Other progressives in Congress came to her defense. Representative Rashida Tlaib, Democrat of Michigan and the first Palestinian American woman elected to Congress, defended Ms. Jayapal’s comments on Monday in a Twitter post in which she said, “The Israeli government is committing the crime of apartheid,” adding: “Apartheid is a racist system of oppression.”

The bitter back-and-forth illustrated a long-simmering and intensifying conflict inside the Democratic Party over whether the Israeli government’s rightward turn — seen in both its treatment of Palestinians and its efforts to impose judicial changes widely criticized as undemocratic — should force the United States to rethink elements of the alliance with Israel.

A growing group of progressive lawmakers has become increasingly vocal in condemning Israel for its policies, often drawing charges of antisemitism from both Republicans and Democrats in Congress, who have long shied away from virtually any criticism of the Jewish state, beyond narrow disagreements over policy.

“Any time one offers a critique of Israel, you’re likely to be called antisemitic or anti-Israel, which is not true,” Representative Jamaal Bowman of New York, one of the Democrats planning to boycott Mr. Herzog’s speech, said on Monday. “It’s important to hold them accountable, so they can become better, so we can continue to be allies.”

Republicans, who have fully embraced Israel’s government even as it threatens to change fundamental elements of its democratic system, are working to capitalize on the Democratic split.

“This isn’t the first person in the Democratic conference that has continued to make antisemitic comments,” Speaker Kevin McCarthy said of Ms. Jayapal on Monday, telling reporters that Mr. Jeffries should “take action” against members of his party who speak ill of Israel.

Last week, Mr. McCarthy told reporters that protesting Mr. Herzog’s speech was an antisemitic act.

“It’s unfortunate,” he said. “I think antisemitism shouldn’t be anywhere, especially inside Congress.”

Ms. Tlaib and Representatives Alexandria Ocasio-Cortez of New York, Cori Bush of Missouri, Ilhan Omar of Minnesota, all Democrats, are also planning to skip Mr. Herzog’s speech Wednesday morning. Ms. Jayapal has not said whether she will attend, though she told reporters last week that it was “not a good time” for Mr. Herzog to be addressing Congress.

“We should not be inviting the president of Israel — a government who under its current prime minister barred the first two Muslim women elected to Congress from visiting the country — to give a joint address to Congress,” Ms.

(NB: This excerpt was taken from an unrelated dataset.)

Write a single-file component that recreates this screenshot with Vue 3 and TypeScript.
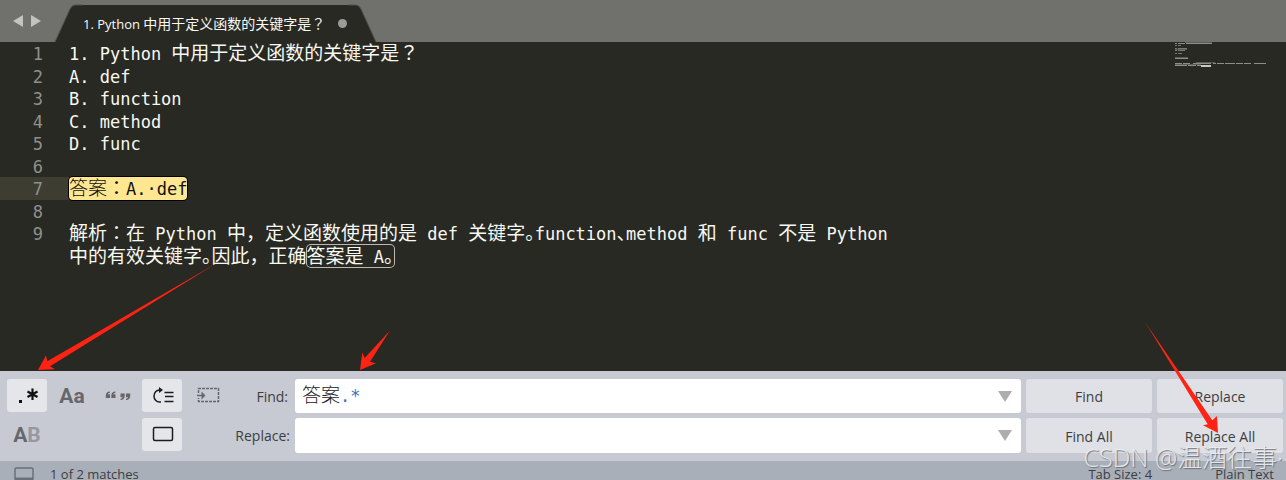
<script setup lang="ts">
import { computed, ref } from 'vue'

type Kind = 'latin' | 'wide' | 'half' | 'centred'
interface Run { text: string; kind: Kind }
interface Segment { text: string; mark?: 'current' | 'other' }
interface Row { no: number | null; segments: Segment[] }

const title = '1. Python 中用于定义函数的关键字是？'
const rows: Row[] = [
  { no: 1, segments: [{ text: title }] },
  { no: 2, segments: [{ text: 'A. def' }] },
  { no: 3, segments: [{ text: 'B. function' }] },
  { no: 4, segments: [{ text: 'C. method' }] },
  { no: 5, segments: [{ text: 'D. func' }] },
  { no: 6, segments: [] },
  { no: 7, segments: [{ text: '答案：A.·def', mark: 'current' }] },
  { no: 8, segments: [] },
  { no: 9, segments: [{ text: '解析：在 Python 中，定义函数使用的是 def 关键字。function、method 和 func 不是 Python' }] },
  { no: null, segments: [{ text: '中的有效关键字。因此，正确' }, { text: '答案是 A。', mark: 'other' }] },
]

function kindOf(part: string): Kind {
  if (/[。、]/.test(part)) return 'half'
  if (/[：？]/.test(part)) return 'centred'
  return /[\u4e00-\u9fff，]/.test(part) ? 'wide' : 'latin'
}

function runs(text: string): Run[] {
  const parts = text.match(/[。、]|[：？]|[\u4e00-\u9fff，]+|[^\u4e00-\u9fff：，？。、]+/g) ?? []
  return parts.map((part) => ({ text: part, kind: kindOf(part) }))
}

const find = ref('答案.*')
const replacement = ref('')
const findTokens = computed(() => find.value.split(/([.*+?^$|]+)/).filter(Boolean))
const isOperator = (token: string) => /^[.*+?^$|]+$/.test(token)
</script>

<template>
  <main class="window">
    <header class="tabbar">
      <nav class="history">
        <button type="button" aria-label="Previous tab">
          <svg width="10" height="12" viewBox="0 0 10 12"><path d="M10 0V12L0 6Z" /></svg>
        </button>
        <button type="button" aria-label="Next tab">
          <svg width="10" height="12" viewBox="0 0 10 12"><path d="M0 0V12L10 6Z" /></svg>
        </button>
      </nav>
      <button type="button" class="tab">
        <svg class="slope" width="28" height="37" viewBox="0 0 28 37"><path d="M0 37L15 4Q17 0 20 0H28V37Z" /><path class="edge" d="M0 37L15 4Q17 0 20 0H28" /></svg>
        <span class="tab-body"><span><span v-for="(run, r) in runs(title)" :key="r" :class="'tab-' + run.kind">{{ run.text }}</span></span><i class="dirty"></i></span>
        <svg class="slope" width="28" height="37" viewBox="0 0 28 37"><path d="M28 37L13 4Q11 0 8 0H0V37Z" /><path class="edge" d="M28 37L13 4Q11 0 8 0H0" /></svg>
      </button>
    </header>

    <section class="editor">
      <div class="code">
        <div v-for="(row, i) in rows" :key="i" class="row">
          <span class="number" :class="{ active: row.no === 7 }">{{ row.no }}</span>
          <span class="line"><span v-for="(seg, s) in row.segments" :key="s" :class="seg.mark"><span v-for="(run, r) in runs(seg.text)" :key="r" :class="run.kind">{{ run.text }}</span></span></span>
        </div>
      </div>
      <svg class="minimap" width="94" height="28" viewBox="0 0 94 28">
        <g fill="none" stroke="#8d8e88" stroke-width="1">
          <path d="M0 1.5H37" stroke-dasharray="2 1 7 1 26 1" />
          <path d="M0 3.5H6M0 6.5H12M0 8.5H10M0 11.5H7" stroke-dasharray="2 1 12 1" opacity=".8" />
          <path d="M0 16.5H13" />
          <path d="M0 21.5H91" stroke-dasharray="7 1 7 3 18 2 3 1 7 1 10 1" />
          <path d="M0 23.5H26" stroke-dasharray="12 1 8 1" />
        </g>
        <g fill="none" stroke="#8d8e88" stroke-width="1" opacity=".5">
          <path d="M10 .5H37M0 7.5H12M0 15.5H13M21 20.500H40M0 22.500H26" />
        </g>
        <rect x="26" y="23" width="10" height="2" fill="#c9cac4" />
      </svg>
    </section>

    <form class="panel" @submit.prevent>
      <button type="button" class="tool on" aria-label="Regular expression">
        <svg width="40" height="33" viewBox="0 0 40 33">
          <rect x="12" y="21" width="3" height="3" fill="#111" />
          <path d="M25.500 9.500V21M20.500 12.500L30.500 18M30.500 12.500L20.500 18" stroke="#111" stroke-width="2.200" />
        </svg>
      </button>
      <button type="button" class="tool glyph" aria-label="Case sensitive">Aa</button>
      <button type="button" class="tool" aria-label="Whole word">
        <svg width="40" height="33" viewBox="0 0 40 33" fill="#66676b">
          <path d="M13 12.500C10 12.500 8.800 14.500 8.800 16.500V19H13V15.200H10.800Q11 13.900 13 13.800ZM18.500 12.500C15.500 12.500 14.300 14.500 14.300 16.500V19H18.500V15.200H16.300Q16.500 13.900 18.500 13.800Z" />
          <path d="M23.500 21C26.500 21 27.700 19 27.700 17V14.500H23.500V18.300H25.700Q25.500 19.600 23.500 19.700ZM29 21C32 21 33.200 19 33.200 17V14.500H29V18.300H31.200Q31 19.600 29 19.700Z" />
        </svg>
      </button>
      <button type="button" class="tool on" aria-label="Wrap">
        <svg width="40" height="33" viewBox="0 0 40 33" fill="none" stroke="#1c1c1e" stroke-width="1.500">
          <path d="M18 11H17.500A5.500 6 0 0 0 17.500 23H19" />
          <path d="M17 8L21 11L17 14Z" fill="#1c1c1e" stroke="none" />
          <path d="M22.500 13.500H31.500M23 17.500H31.500M22.500 22.500H31.500" />
        </svg>
      </button>
      <button type="button" class="tool" aria-label="In selection">
        <svg width="40" height="33" viewBox="0 0 40 33" fill="none" stroke="#66676b" stroke-width="1.500">
          <path d="M11.500 14V9.500H31.500V22.500H11.500V19" stroke-dasharray="3 1" />
          <path d="M10 16.500H16" /><path d="M14.500 12.500L18.500 16.500L14.500 20.500Z" fill="#66676b" stroke="none" />
        </svg>
      </button>
      <label class="label find-label" for="find">Find:</label>
      <div class="field">
        <input id="find" v-model="find" class="tinted" type="text" spellcheck="false" />
        <span class="tint" aria-hidden="true"><span v-for="(token, t) in findTokens" :key="t" :class="isOperator(token) ? 'operator' : 'wide'">{{ token }}</span></span>
        <button type="button" class="drop" aria-label="Find history"><svg width="14" height="11" viewBox="0 0 14 11"><path d="M0 0H14L7 11Z" /></svg></button>
      </div>
      <button type="button" class="action">Find</button>
      <button type="button" class="action">Replace</button>

      <button type="button" class="tool glyph preserve" aria-label="Preserve case">A<span>B</span></button>
      <button type="button" class="tool on highlight" aria-label="Highlight matches">
        <svg width="40" height="33" viewBox="0 0 40 33"><rect x="11.500" y="9.500" width="19" height="13" rx="1.500" fill="none" stroke="#1c1c1e" stroke-width="1.500" /></svg>
      </button>
      <label class="label replace-label" for="replace">Replace:</label>
      <div class="field">
        <input id="replace" v-model="replacement" type="text" spellcheck="false" />
        <button type="button" class="drop" aria-label="Replace history"><svg width="14" height="11" viewBox="0 0 14 11"><path d="M0 0H14L7 11Z" /></svg></button>
      </div>
      <button type="button" class="action">Find All</button>
      <button type="submit" class="action">Replace All</button>
    </form>

    <footer class="status">
      <svg width="20" height="14" viewBox="0 0 20 14"><rect x="1" y="1" width="18" height="12" rx="1.500" fill="none" stroke="#6c7178" stroke-width="1.500" /><path d="M1 10.500H19V14H1Z" fill="#6c7178" /></svg>
      <span class="matches">1 of 2 matches</span>
      <span class="tabsize">Tab Size: 4</span>
      <span>Plain Text</span>
    </footer>

    <svg class="arrows left" width="400" height="120" viewBox="0 260 400 120">
      <path d="M38 370L46 355.500L47.300 361.300L217 263L50 366.300L55 369.200Z" />
      <path d="M360 370L362.300 352.500L364.700 358L390 330.500L370 361.700L376 363.300Z" />
    </svg>
    <svg class="arrows right" width="146" height="120" viewBox="1140 320 146 120">
      <path d="M1145 322L1212.300 420.300L1217 416L1218 433L1203 425.300L1207.700 424.300Z" />
    </svg>
    <div class="watermark">CSDN @温酒往事·</div>
  </main>
</template>

<style>
body { margin: 0; overflow: hidden; }
</style>

<style scoped>
.window {
  position: relative;
  display: flex;
  flex-direction: column;
  min-height: 100vh;
  overflow: hidden;
  background: #282923;
  color: #3d3e42;
  font-family: "Open Sans", "Noto Sans CJK SC", sans-serif;
  font-size: 14px;
}
button, input { border: 0; padding: 0; margin: 0; font: inherit; color: inherit; background: none; outline: none; }
svg { display: block; }
.tabbar { display: flex; align-items: flex-end; height: 42px; background: #70716c; }
.history { display: flex; align-items: center; gap: 8px; height: 42px; width: 42px; padding-left: 13px; }
.history svg { fill: #c3c4c1; }
.tab { display: flex; height: 37px; color: #f8f8f4; }
.slope { fill: #282923; overflow: visible; }
.edge { fill: none; stroke: #50514c; stroke-width: 1; }
.tab-body { display: flex; align-items: center; gap: 13px; height: 37px; padding-right: 1px; background: #282923; white-space: pre; font-size: 13px; line-height: 20px; }
.tab-wide, .tab-centred { font-family: "Noto Sans CJK SC", sans-serif; font-size: 14px; line-height: 0; }
.tab-centred { font-family: "Noto Sans CJK TC", sans-serif; }
.dirty { width: 9px; height: 9px; border-radius: 50%; background: #9b9c98; }
.editor { flex: 1; display: flex; align-items: flex-start; justify-content: space-between; padding-right: 17px; color: #f8f8f2; }
.code { font-family: "DejaVu Sans Mono", "Noto Sans CJK SC", monospace; font-size: 17px; }
.row { display: flex; height: 22px; line-height: 24px; white-space: pre; }
.row:nth-child(odd) { height: 23px; line-height: 25px; }
.number { box-sizing: border-box; width: 69px; padding-right: 26px; text-align: right; color: #8f908a; }
.number.active { background: #3e3d32; }
.line { display: flex; }
.wide, .half, .centred { font-family: "Noto Sans CJK SC", sans-serif; font-size: 19px; line-height: 0; }
.half { font-feature-settings: "halt"; }
.centred { font-family: "Noto Sans CJK TC", sans-serif; }
.current { background: #ffe792; color: #111; border-radius: 4px; box-shadow: 0 0 0 1px #000; }
.current .wide { font-weight: 300; }
.other { border-radius: 4px; box-shadow: 0 0 0 1px #b9bab4; }
.panel {
  display: grid;
  grid-template-columns: repeat(5, 40px) 58px minmax(0, 1fr) 126px 126px;
  grid-template-rows: 34px 35px;
  gap: 5px;
  padding: 8px 3px 8px 7px;
  background: #c7cad2;
}
.tool { height: 33px; border-radius: 3px; }
.on { background: #e5e6ea; }
.glyph { font-family: Roboto, sans-serif; font-size: 21px; font-weight: 700; color: #66676b; }
.preserve { grid-column: 1; }
.preserve span { color: #9698a0; }
.highlight { grid-column: 4; }
.label { align-self: center; text-align: right; }
.find-label { padding-right: 2px; }
.replace-label { grid-column: 6; }
.field { position: relative; display: flex; border-radius: 3px; background: #fff; }
.field input { flex: 1; min-width: 0; padding: 0 7px; font-family: "DejaVu Sans Mono", "Noto Sans CJK SC", monospace; font-size: 17px; }
.field .tinted { color: transparent; caret-color: #222; }
.tint { position: absolute; left: 7px; top: 0; line-height: 34px; white-space: pre; pointer-events: none; color: #222; font-family: "DejaVu Sans Mono", monospace; font-size: 17px; }
.tint .wide { font-weight: 300; }
.operator { color: #3b73b9; }
.drop { width: 33px; padding-left: 10px; }
.drop svg { fill: #adadad; }
.action { border-radius: 3px; background: #e0e1e6; padding-top: 1px; }
.status { display: flex; align-items: flex-start; height: 19px; line-height: 18px; padding: 0 12px 0 14px; background: #a9afb9; white-space: nowrap; font-size: 13px; }
.status > * { flex: none; margin-top: 4px; }
.status > svg { margin-top: 6px; }
.status .matches { flex: 1; margin-left: 16px; }
.tabsize { margin-right: 63px; }
.arrows { position: absolute; fill: #ff2314; pointer-events: none; }
.left { left: 0; top: 260px; }
.right { right: 0; top: 320px; }
.watermark { position: absolute; right: 3px; bottom: 5px; font-family: "Open Sans", "Noto Sans CJK SC", sans-serif; font-size: 25px; font-weight: 300; line-height: 36px; color: rgba(238, 239, 242, .9); text-shadow: 1px 1px 1px #6c7078; pointer-events: none; }
</style>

Omar said in a tweet explaining her reasons for not attending. In 2019, the Israeli government blocked Ms. Omar and Ms. Tlaib from visiting the country, citing their support for boycotting Israel.

Some of those planning a boycott of the speech have come under fire for antisemitic utterances in the past. In February, the House voted to strip Ms. Omar of her committee assignments, as punishment for her comment that pro-Israel groups are “all about the Benjamins, baby” — which was seen as invoking an antisemitic trope about Jews using money to control the world — and for likening “atrocities” carried out by the Israeli military to terrorist attacks committed by the Taliban and Hamas.

Democrats defended her against the censure, noting that Ms. Omar had apologized in both cases, while pointing out that Republicans had not meted out similar punishment to those in their party accused of making antisemitic remarks and associating with Holocaust deniers.

President Isaac Herzog of Israel will speak to a joint session of Congress on Monday.Pool photo by Jacob King

In recent weeks, the Israeli government has taken major steps to crack down on armed Palestinian fighters, launching the largest air attack on the West Bank in nearly two decades and killing at least 12 people in an assault centered on the tightly settled Jenin refugee camp, which is home to thousands of civilians. That assault comes as Mr. Netanyahu’s government pushes to construct more Jewish settlements in the West Bank, as well as limit the power and independence of Israel’s courts, prompting nationwide protests and a warning from Mr. Herzog that the situation could devolve into civil war.

The developments have rankled Democrats, including Mr. Biden, who recently criticized Israel’s current government as “one of the most extremist” since the 1970s. But for the most part, leading congressional Democrats have sought to downplay, if not outright muzzle, those sentiments in their own ranks.

Mr. Jeffries traveled to Israel this spring to meet with Mr. Netanyahu and declare his solidarity with Israel, and on Sunday, the statement he put out with other party leaders sidestepped any detailed discussion of the issues, saying only that there were members of the Israeli coalition government “with whom we strongly disagree.”

“Government officials come and go. The special relationship between the United States and Israel will endure,” the statement said. “We are determined to make sure support for Israel in the Congress remains strongly bipartisan.”

But even among mainstream Democrats, that task is becoming more challenging. This spring, a group of leading Jewish Democrats in Congress noted with disappointment a decision by Republicans not to make reference to Palestinians or the two-state solution in a House resolution commemorating the 75th anniversary of the modern state of Israel. In a joint statement, Representatives Jerrold Nadler of New York, Jamie Raskin of Maryland and several others said they had “appreciated when previous acknowledgments of milestones” upheld the tradition to “affirm U.S. policy of supporting a two-state solution.”

That did not go far enough, however, for progressive Democrats, who have been frustrated with Republicans for seemingly turning their back on the idea of a Palestinian state and with Democratic leaders for not fighting that shift.

“We are getting further and further away from the ability to actually legitimately talk about a two-state solution with security and self-determination for both the Palestinian people and the Israeli people,” Ms. Jayapal told reporters at the Capitol last week.